MATERIAL SUPPLIED »
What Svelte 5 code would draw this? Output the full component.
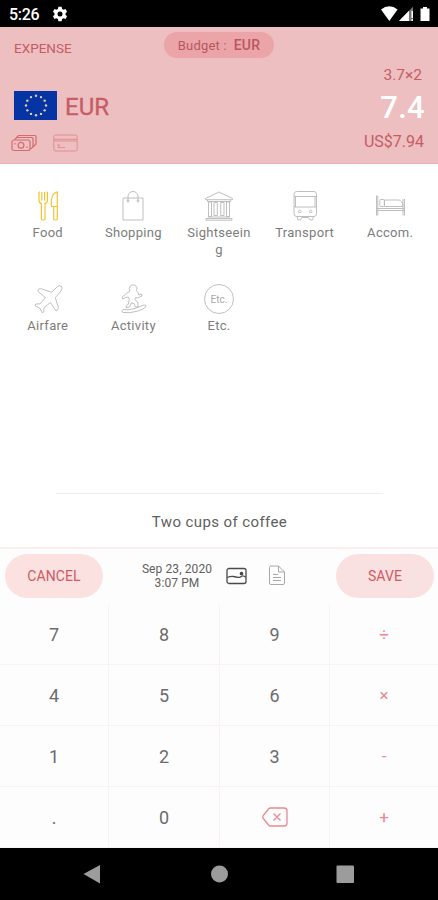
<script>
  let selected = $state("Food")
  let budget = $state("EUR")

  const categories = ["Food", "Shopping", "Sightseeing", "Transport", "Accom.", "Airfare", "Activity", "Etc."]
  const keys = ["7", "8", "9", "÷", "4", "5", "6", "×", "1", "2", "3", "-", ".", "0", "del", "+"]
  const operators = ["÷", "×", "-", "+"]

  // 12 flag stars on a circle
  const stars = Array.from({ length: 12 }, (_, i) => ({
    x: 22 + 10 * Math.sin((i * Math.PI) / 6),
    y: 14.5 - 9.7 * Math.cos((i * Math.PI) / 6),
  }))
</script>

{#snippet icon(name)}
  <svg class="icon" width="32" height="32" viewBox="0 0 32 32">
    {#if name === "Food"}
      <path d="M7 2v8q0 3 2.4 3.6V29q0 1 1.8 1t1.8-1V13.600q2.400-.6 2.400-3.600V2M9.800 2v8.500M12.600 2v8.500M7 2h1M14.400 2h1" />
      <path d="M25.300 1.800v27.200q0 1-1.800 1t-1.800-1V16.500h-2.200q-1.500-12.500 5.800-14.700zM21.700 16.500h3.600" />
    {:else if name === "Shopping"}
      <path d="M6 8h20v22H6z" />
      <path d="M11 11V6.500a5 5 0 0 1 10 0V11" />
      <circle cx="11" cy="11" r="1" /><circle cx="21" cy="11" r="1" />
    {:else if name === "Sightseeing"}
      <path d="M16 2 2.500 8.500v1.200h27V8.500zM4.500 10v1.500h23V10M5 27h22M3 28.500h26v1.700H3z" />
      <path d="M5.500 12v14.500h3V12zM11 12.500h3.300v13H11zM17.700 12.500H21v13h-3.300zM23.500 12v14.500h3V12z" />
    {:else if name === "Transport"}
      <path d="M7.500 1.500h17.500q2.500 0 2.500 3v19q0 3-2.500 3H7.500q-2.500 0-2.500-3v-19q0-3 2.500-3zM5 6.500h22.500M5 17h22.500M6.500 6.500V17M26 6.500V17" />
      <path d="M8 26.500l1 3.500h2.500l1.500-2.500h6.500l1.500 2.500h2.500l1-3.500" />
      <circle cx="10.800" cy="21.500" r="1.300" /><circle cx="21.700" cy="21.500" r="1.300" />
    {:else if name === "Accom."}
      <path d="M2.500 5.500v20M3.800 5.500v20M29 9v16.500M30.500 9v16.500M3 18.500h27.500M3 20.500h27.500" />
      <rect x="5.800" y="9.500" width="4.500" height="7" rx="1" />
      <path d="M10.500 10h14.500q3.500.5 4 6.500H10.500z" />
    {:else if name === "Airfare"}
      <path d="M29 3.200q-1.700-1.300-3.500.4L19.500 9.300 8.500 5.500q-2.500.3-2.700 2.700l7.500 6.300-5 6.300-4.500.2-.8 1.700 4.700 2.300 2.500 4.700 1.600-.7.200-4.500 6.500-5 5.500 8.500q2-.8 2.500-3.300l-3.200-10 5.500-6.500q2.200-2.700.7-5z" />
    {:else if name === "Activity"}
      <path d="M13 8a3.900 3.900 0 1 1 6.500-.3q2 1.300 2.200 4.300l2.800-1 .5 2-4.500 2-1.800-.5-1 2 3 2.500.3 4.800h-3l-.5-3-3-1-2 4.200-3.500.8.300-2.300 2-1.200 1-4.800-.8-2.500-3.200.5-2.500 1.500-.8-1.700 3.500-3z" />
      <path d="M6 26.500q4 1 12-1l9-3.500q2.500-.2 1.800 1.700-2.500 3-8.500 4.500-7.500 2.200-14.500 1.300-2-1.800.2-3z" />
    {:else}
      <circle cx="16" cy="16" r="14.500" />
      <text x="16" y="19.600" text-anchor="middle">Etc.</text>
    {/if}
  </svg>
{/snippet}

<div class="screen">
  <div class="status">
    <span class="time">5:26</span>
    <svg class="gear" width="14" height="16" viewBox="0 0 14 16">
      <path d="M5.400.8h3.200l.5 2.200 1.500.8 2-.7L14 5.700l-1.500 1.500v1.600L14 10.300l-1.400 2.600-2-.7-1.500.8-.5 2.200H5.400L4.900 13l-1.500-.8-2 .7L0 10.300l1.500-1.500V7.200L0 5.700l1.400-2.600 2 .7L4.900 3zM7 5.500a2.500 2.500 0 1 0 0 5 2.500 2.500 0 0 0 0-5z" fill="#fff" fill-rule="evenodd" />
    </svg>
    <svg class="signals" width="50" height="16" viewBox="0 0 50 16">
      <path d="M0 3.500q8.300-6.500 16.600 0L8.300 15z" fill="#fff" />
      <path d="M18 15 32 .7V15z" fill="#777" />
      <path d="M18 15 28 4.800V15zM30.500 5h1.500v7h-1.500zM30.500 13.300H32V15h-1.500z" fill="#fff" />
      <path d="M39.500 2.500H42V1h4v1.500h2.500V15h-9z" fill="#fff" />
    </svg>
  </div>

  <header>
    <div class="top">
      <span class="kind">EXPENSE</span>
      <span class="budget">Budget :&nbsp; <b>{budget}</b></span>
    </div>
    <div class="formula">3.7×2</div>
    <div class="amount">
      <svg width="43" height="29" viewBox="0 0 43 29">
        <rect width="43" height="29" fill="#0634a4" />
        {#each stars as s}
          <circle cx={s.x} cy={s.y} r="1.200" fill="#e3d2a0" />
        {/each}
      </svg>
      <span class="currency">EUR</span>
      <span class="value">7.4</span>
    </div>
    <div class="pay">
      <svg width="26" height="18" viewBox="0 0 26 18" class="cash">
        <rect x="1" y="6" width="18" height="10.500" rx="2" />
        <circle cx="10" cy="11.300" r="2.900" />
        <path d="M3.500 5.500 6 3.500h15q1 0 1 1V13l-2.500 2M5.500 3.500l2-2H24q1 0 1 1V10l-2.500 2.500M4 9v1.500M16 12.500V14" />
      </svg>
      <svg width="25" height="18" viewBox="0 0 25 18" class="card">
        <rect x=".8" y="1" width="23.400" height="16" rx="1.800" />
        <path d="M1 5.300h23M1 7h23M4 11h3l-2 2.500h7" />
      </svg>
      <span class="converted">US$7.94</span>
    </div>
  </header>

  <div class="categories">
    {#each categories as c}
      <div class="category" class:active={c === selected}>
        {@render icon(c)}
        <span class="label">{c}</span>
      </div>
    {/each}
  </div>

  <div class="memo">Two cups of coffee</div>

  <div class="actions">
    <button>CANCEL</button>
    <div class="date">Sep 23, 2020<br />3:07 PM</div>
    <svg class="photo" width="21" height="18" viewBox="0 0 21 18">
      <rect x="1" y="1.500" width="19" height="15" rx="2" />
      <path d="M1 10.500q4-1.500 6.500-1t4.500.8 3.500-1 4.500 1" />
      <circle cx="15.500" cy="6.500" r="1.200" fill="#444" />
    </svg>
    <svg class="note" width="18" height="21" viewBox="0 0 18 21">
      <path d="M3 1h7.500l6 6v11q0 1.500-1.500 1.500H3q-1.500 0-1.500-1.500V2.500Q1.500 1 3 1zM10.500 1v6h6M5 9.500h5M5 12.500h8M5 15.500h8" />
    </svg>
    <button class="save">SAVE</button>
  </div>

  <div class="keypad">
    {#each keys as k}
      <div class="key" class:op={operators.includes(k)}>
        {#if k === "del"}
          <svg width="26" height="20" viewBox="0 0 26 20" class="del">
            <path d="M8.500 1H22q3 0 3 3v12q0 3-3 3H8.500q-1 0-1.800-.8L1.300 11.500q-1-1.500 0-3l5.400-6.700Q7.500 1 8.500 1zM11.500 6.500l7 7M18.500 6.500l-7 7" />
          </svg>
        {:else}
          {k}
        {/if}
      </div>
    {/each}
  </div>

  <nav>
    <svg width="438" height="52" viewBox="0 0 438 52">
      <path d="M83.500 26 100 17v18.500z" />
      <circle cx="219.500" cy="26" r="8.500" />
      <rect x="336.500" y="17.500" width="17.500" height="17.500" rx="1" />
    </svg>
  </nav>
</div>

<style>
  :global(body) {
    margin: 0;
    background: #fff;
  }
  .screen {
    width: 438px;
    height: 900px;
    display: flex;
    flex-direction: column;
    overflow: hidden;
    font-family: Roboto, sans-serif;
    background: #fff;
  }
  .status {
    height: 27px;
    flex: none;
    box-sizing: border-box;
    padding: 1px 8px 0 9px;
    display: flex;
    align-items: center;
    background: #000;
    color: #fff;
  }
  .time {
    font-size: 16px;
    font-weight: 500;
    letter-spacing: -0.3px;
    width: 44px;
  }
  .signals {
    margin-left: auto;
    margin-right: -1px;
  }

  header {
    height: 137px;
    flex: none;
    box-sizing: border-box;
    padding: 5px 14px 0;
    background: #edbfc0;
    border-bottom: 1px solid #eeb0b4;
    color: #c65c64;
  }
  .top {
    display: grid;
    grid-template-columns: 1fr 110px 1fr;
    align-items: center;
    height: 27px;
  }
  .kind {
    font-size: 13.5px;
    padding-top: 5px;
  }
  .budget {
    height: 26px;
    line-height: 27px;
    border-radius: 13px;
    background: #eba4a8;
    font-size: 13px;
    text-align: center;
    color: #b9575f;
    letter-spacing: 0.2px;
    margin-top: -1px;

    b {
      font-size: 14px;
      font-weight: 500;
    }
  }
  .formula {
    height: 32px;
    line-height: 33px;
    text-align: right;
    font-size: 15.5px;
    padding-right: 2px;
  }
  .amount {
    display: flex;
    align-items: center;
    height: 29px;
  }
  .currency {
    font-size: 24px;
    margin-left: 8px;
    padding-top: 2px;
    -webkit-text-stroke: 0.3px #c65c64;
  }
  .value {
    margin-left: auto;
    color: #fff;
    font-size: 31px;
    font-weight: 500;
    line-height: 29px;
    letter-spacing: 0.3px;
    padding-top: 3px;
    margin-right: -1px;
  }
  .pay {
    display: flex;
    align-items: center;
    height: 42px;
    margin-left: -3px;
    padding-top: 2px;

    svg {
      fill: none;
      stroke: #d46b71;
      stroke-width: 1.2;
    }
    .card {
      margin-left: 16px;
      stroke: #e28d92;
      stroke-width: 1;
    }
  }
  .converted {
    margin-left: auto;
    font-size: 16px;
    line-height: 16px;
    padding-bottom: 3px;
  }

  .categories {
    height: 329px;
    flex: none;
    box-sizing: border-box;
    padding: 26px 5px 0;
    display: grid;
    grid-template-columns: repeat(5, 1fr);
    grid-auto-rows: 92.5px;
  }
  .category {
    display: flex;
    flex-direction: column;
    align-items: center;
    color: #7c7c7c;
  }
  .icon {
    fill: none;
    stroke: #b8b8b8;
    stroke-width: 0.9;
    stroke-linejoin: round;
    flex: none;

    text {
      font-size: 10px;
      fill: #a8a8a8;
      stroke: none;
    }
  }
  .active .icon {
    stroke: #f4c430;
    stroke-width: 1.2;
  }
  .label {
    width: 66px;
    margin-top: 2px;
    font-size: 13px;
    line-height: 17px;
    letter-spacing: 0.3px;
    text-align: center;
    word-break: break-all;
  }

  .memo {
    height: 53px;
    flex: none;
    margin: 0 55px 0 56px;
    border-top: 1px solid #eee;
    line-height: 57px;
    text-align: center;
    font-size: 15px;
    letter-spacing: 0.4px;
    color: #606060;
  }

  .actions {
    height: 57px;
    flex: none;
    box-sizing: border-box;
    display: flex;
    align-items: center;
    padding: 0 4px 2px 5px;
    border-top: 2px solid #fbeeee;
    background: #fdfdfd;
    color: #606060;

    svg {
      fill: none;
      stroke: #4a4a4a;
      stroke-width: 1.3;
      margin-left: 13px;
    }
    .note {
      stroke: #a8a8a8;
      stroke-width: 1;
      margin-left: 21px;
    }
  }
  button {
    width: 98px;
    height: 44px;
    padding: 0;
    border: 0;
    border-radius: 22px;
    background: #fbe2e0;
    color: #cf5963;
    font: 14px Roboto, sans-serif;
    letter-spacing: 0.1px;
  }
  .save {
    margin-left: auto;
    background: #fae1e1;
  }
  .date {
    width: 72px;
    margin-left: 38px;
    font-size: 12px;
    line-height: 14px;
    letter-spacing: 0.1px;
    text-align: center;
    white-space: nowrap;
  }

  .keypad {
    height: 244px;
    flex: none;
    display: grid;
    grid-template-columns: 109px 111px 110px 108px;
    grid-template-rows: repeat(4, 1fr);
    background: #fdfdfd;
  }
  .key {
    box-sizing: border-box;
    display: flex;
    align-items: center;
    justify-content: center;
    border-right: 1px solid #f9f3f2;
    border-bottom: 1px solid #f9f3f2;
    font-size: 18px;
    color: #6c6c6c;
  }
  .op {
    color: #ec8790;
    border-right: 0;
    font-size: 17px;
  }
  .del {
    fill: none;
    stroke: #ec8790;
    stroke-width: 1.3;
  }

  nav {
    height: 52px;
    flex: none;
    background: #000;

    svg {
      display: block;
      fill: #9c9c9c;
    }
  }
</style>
---
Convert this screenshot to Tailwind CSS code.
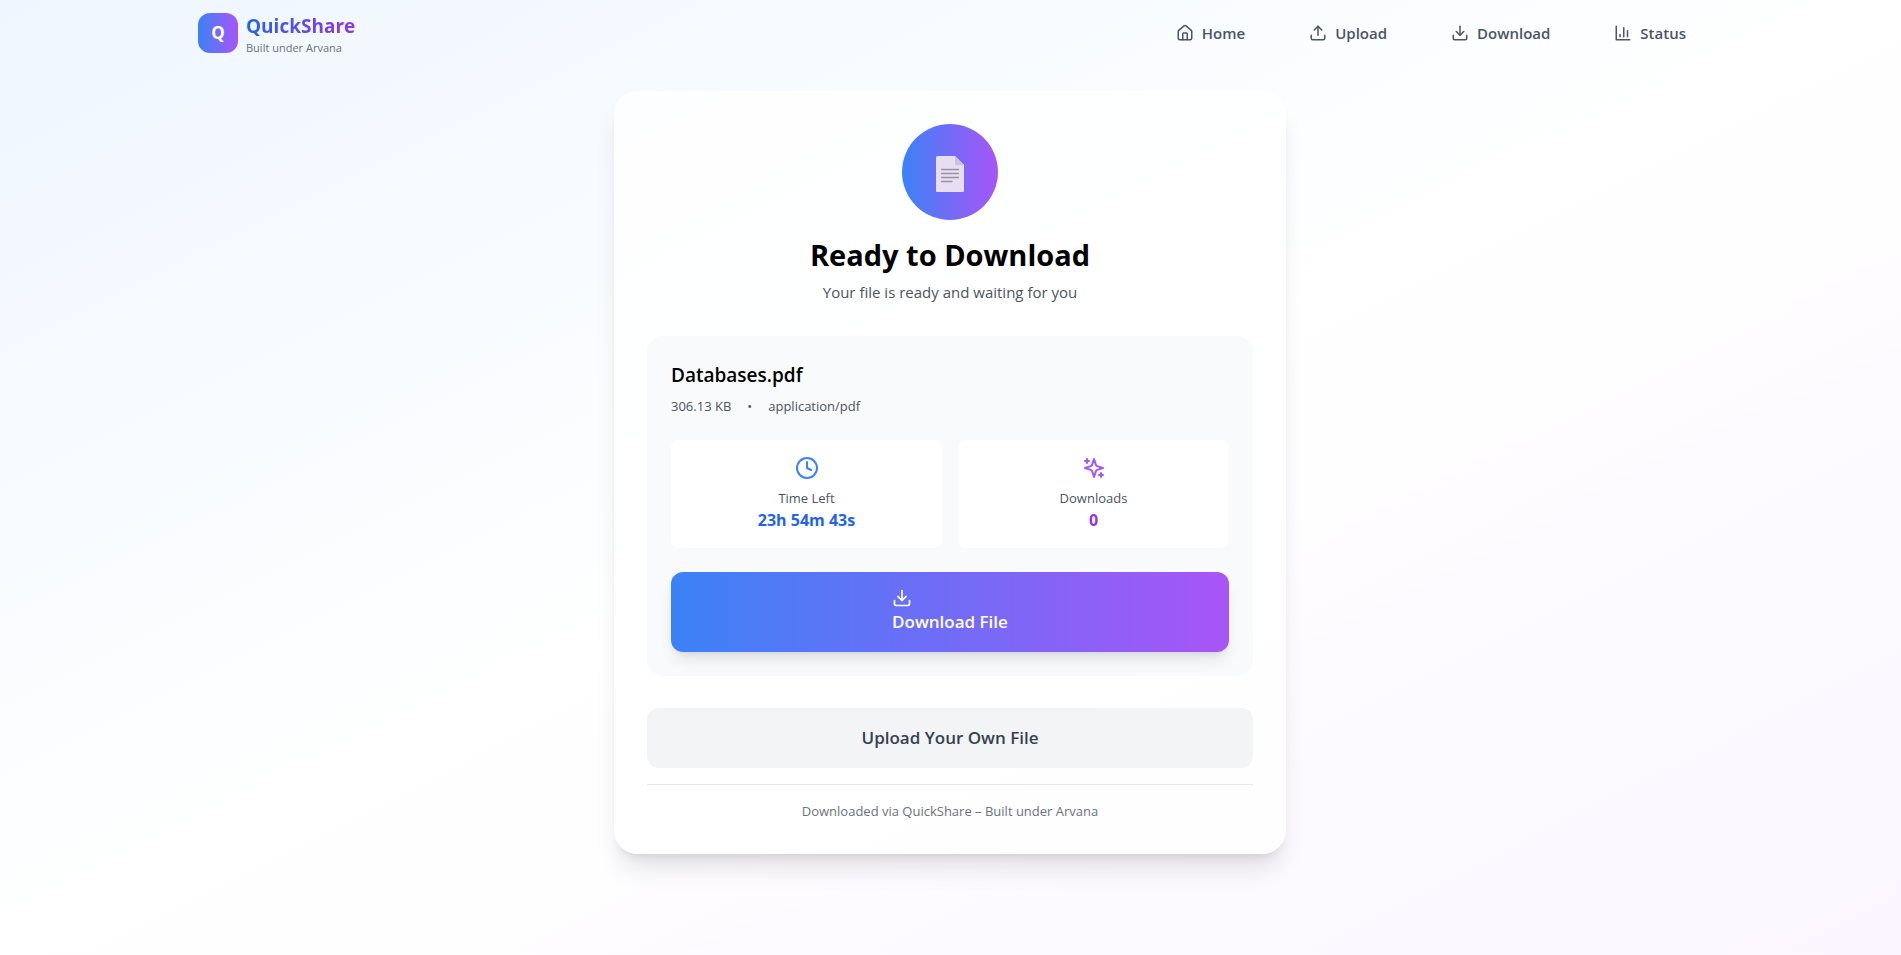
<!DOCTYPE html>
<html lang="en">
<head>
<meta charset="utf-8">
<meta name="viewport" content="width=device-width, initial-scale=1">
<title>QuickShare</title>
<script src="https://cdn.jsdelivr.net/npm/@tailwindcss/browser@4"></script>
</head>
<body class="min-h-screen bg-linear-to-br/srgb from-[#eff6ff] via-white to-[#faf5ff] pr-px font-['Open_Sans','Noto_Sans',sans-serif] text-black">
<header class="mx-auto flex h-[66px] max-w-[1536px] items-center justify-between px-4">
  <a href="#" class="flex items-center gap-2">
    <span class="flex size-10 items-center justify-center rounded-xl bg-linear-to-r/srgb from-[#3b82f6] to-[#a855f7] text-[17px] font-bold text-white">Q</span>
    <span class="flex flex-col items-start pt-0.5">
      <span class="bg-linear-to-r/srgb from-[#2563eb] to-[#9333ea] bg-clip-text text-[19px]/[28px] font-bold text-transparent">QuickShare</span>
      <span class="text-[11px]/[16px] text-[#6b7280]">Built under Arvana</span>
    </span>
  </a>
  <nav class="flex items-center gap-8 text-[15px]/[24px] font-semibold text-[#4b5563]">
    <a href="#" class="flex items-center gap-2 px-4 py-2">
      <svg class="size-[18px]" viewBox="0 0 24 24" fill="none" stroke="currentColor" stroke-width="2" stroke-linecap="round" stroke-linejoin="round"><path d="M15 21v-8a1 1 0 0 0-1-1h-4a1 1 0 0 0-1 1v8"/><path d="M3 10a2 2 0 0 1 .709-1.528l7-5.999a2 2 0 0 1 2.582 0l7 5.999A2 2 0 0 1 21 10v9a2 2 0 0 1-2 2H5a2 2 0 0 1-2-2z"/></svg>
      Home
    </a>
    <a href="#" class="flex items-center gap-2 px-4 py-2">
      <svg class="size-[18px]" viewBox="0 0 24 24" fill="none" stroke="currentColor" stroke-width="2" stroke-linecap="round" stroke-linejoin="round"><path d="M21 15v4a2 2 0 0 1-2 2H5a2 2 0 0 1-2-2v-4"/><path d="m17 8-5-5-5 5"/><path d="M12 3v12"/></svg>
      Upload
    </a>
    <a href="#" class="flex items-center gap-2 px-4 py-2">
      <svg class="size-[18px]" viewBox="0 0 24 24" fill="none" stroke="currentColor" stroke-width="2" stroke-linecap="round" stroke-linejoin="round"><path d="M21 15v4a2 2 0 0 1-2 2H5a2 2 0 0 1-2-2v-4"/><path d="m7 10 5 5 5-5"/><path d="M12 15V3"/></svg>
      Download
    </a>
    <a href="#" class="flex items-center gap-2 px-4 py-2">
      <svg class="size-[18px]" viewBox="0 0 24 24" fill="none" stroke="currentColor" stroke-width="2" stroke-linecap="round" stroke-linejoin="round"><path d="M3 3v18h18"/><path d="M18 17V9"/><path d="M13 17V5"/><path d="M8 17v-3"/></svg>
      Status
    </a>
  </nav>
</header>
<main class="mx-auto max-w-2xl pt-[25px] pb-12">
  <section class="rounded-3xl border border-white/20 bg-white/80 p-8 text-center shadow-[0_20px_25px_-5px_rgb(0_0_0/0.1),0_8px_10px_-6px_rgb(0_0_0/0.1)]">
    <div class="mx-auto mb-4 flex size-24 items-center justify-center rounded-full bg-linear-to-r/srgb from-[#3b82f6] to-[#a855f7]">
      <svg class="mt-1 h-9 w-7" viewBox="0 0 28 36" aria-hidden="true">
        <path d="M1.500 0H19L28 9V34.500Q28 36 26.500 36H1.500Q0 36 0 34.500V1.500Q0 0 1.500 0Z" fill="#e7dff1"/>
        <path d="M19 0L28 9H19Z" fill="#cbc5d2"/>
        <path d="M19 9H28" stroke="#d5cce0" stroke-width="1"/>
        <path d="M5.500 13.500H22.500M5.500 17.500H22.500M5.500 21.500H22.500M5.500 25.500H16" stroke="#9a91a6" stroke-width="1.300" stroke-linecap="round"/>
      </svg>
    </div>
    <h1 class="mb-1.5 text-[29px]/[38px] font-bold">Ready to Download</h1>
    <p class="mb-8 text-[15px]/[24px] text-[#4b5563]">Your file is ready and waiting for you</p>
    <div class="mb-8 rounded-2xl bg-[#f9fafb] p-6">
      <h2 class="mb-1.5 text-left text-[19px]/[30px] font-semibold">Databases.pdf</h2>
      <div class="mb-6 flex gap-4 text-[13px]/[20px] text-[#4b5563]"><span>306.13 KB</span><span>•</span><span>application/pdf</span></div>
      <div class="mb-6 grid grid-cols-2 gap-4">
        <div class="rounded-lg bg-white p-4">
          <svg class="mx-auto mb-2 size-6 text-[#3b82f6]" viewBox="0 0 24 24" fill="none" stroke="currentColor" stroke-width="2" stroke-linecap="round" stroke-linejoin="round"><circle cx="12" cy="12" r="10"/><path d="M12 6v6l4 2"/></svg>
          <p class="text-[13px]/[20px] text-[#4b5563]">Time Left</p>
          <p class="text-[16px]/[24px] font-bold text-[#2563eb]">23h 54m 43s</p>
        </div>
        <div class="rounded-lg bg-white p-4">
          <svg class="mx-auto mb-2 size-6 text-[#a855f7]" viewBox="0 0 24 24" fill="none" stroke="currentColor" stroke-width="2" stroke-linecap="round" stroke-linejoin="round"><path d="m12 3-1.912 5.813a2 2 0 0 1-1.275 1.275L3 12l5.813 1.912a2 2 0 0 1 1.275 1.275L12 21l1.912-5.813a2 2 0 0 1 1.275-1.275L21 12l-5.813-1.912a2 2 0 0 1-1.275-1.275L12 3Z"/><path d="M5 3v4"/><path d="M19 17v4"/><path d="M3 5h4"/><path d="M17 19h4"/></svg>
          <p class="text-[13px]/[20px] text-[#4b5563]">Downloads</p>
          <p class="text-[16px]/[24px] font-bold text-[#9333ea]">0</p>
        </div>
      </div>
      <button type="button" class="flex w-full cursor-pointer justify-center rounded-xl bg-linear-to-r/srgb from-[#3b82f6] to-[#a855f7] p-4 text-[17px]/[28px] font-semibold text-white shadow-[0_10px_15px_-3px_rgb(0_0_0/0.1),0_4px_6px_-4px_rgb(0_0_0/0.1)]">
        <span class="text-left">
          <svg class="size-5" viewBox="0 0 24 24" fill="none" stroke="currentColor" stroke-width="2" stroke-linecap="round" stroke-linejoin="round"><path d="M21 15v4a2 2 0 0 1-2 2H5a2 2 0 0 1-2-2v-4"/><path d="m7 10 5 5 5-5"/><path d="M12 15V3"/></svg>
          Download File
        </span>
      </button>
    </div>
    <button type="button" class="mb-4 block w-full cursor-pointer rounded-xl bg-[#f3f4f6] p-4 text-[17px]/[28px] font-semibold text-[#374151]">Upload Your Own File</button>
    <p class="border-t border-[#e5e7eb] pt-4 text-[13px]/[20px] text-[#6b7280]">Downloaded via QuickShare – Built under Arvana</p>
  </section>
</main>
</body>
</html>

TASK PROMPT »
Count the lines above that contain the word "full". Give only the number.

FINAL ANSWER »
4